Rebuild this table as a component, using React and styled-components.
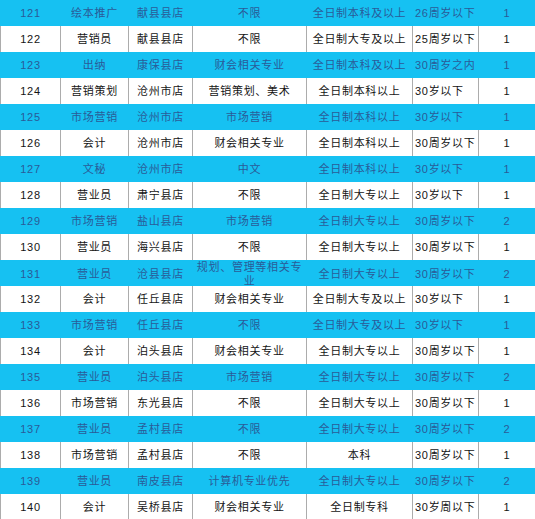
import styled, { createGlobalStyle } from 'styled-components';

const GlobalStyle = createGlobalStyle`
  html, body {
    margin: 0;
    padding: 0;
    background: #ffffff;
  }
  body {
    font-family: "Liberation Sans", "Noto Sans CJK SC", sans-serif;
  }
`;

const Table = styled.div`
  width: 535px;
  height: 519px;
  overflow: hidden;
  display: flex;
  flex-direction: column;
`;

const Row = styled.div`
  display: grid;
  grid-template-columns: 60px 68px 64px 114px 106px 66px 57px;
  height: 26px;
  flex-shrink: 0;
  background: ${(p) => (p.$blue ? '#16c1f2' : '#ffffff')};
  color: ${(p) => (p.$blue ? '#2a5b98' : '#141414')};
`;

const Cell = styled.div`
  display: flex;
  align-items: center;
  justify-content: ${(p) => (p.$left ? 'flex-start' : 'center')};
  box-sizing: border-box;
  padding: ${(p) => (p.$left ? '0 0 0 2px' : '0 2px')};
  border-left: 1px solid ${(p) => (p.$blue ? 'transparent' : '#acacac')};
  font-size: 11px;
  letter-spacing: 0.7px;
  line-height: 14px;
  text-align: center;
  white-space: ${(p) => (p.$wrap ? 'normal' : 'nowrap')};
  overflow: visible;
`;

const rows = [
  ['121', '绘本推广', '献县县店', '不限', '全日制本科及以上', '26周岁以下', '1'],
  ['122', '营销员', '献县县店', '不限', '全日制大专及以上', '25周岁以下', '1'],
  ['123', '出纳', '康保县店', '财会相关专业', '全日制本科及以上', '30周岁之内', '1'],
  ['124', '营销策划', '沧州市店', '营销策划、美术', '全日制本科以上', '30岁以下', '1'],
  ['125', '市场营销', '沧州市店', '市场营销', '全日制本科以上', '30岁以下', '1'],
  ['126', '会计', '沧州市店', '财会相关专业', '全日制本科以上', '30周岁以下', '1'],
  ['127', '文秘', '沧州市店', '中文', '全日制本科以上', '30岁以下', '1'],
  ['128', '营业员', '肃宁县店', '不限', '全日制大专以上', '30岁以下', '1'],
  ['129', '市场营销', '盐山县店', '市场营销', '全日制大专以上', '30周岁以下', '2'],
  ['130', '营业员', '海兴县店', '不限', '全日制大专以上', '30周岁以下', '1'],
  ['131', '营业员', '沧县县店', '规划、管理等相关专业', '全日制大专以上', '30周岁以下', '2'],
  ['132', '会计', '任丘县店', '财会相关专业', '全日制大专及以上', '30岁以下', '1'],
  ['133', '市场营销', '任丘县店', '不限', '全日制大专及以上', '30岁以下', '1'],
  ['134', '会计', '泊头县店', '财会相关专业', '全日制大专以上', '30周岁以下', '1'],
  ['135', '营业员', '泊头县店', '市场营销', '全日制大专以上', '30周岁以下', '2'],
  ['136', '市场营销', '东光县店', '不限', '全日制大专以上', '30周岁以下', '1'],
  ['137', '营业员', '孟村县店', '不限', '全日制大专以上', '30周岁以下', '2'],
  ['138', '市场营销', '孟村县店', '不限', '本科', '30周岁以下', '1'],
  ['139', '营业员', '南皮县店', '计算机专业优先', '全日制大专以上', '30周岁以下', '2'],
  ['140', '会计', '吴桥县店', '财会相关专业', '全日制专科', '30岁周以下', '1'],
];

export default function App() {
  return (
    <>
      <GlobalStyle />
      <Table>
        {rows.map((r, i) => {
          const blue = i % 2 === 0;
          return (
            <Row key={r[0]} $blue={blue}>
              {r.map((c, j) => (
                <Cell key={j} $blue={blue} $left={j === 5} $wrap={j === 3}>
                  {c}
                </Cell>
              ))}
            </Row>
          );
        })}
      </Table>
    </>
  );
}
━━━━
Collect each line above holding the string "components".

**Response for this exercise**.
Rebuild this table as a component, using React and styled-components.
import styled, { createGlobalStyle } from 'styled-components';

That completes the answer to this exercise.